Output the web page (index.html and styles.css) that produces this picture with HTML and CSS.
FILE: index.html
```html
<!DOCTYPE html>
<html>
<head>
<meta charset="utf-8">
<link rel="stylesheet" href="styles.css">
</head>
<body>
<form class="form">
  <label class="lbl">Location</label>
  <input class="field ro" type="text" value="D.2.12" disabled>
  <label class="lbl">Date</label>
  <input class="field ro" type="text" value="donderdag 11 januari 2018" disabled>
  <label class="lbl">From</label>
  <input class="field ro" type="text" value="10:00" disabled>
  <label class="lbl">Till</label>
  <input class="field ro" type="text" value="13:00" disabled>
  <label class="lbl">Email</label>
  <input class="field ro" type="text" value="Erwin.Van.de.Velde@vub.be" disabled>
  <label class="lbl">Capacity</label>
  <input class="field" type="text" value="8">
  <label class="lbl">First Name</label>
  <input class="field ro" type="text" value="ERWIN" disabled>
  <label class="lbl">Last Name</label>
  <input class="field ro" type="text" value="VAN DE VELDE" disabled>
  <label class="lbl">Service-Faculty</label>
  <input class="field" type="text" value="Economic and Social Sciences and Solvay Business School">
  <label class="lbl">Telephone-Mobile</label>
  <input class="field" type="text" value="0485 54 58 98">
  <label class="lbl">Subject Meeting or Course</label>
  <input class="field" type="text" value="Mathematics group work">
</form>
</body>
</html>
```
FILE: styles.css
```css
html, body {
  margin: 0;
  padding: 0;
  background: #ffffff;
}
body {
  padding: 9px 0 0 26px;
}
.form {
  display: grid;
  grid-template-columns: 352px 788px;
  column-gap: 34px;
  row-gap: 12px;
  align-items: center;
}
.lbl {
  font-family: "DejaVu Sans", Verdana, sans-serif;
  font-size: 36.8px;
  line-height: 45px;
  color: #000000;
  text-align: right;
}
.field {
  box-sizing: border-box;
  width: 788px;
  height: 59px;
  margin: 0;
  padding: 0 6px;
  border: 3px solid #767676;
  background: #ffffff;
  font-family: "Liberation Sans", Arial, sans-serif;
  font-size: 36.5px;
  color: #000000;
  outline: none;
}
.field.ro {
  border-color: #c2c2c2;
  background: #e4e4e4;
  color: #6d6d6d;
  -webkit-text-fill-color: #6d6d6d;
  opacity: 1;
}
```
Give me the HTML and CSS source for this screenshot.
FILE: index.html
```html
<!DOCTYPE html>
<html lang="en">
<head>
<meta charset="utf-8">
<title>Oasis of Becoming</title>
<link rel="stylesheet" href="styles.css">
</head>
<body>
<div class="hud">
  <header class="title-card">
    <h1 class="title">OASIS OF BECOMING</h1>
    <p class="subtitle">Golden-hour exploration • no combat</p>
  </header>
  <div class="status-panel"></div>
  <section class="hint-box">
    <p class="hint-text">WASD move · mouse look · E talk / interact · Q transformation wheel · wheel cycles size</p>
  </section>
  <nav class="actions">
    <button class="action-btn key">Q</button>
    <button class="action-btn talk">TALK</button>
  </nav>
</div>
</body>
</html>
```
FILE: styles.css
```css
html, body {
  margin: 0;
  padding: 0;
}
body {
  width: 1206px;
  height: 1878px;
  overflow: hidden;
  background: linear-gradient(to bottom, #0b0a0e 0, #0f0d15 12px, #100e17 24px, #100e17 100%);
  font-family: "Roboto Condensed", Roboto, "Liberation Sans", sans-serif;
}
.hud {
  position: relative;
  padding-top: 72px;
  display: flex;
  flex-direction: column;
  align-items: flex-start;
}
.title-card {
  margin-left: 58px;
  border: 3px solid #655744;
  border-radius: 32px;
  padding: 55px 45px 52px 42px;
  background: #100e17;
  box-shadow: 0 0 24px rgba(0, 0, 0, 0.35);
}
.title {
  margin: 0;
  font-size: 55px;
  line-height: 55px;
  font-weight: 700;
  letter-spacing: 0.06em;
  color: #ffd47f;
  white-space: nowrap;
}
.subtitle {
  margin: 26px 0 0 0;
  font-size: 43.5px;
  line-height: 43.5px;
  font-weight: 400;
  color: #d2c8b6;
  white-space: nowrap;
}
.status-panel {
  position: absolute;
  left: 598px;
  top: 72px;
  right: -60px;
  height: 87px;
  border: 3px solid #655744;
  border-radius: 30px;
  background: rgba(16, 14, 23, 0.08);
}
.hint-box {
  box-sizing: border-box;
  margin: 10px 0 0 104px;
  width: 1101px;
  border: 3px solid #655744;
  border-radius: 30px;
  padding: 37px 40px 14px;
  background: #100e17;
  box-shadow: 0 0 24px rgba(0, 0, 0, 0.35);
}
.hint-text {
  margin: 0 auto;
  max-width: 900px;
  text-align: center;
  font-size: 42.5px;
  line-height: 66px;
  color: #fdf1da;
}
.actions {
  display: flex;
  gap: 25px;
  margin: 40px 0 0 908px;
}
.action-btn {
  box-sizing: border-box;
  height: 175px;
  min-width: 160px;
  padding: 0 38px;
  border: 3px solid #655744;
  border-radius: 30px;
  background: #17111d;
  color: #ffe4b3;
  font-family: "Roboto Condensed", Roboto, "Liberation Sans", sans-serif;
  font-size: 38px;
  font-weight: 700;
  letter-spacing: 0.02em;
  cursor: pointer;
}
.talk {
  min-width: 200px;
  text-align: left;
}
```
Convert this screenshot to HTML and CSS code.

◇ ◇ ◇ ◇

> [Instructions to follow]: Your task is to list each line of the records with the word "this".

> [Written solution]:
Output the web page (index.html and styles.css) that produces this picture with HTML and CSS.
Give me the HTML and CSS source for this screenshot.
Convert this screenshot to HTML and CSS code.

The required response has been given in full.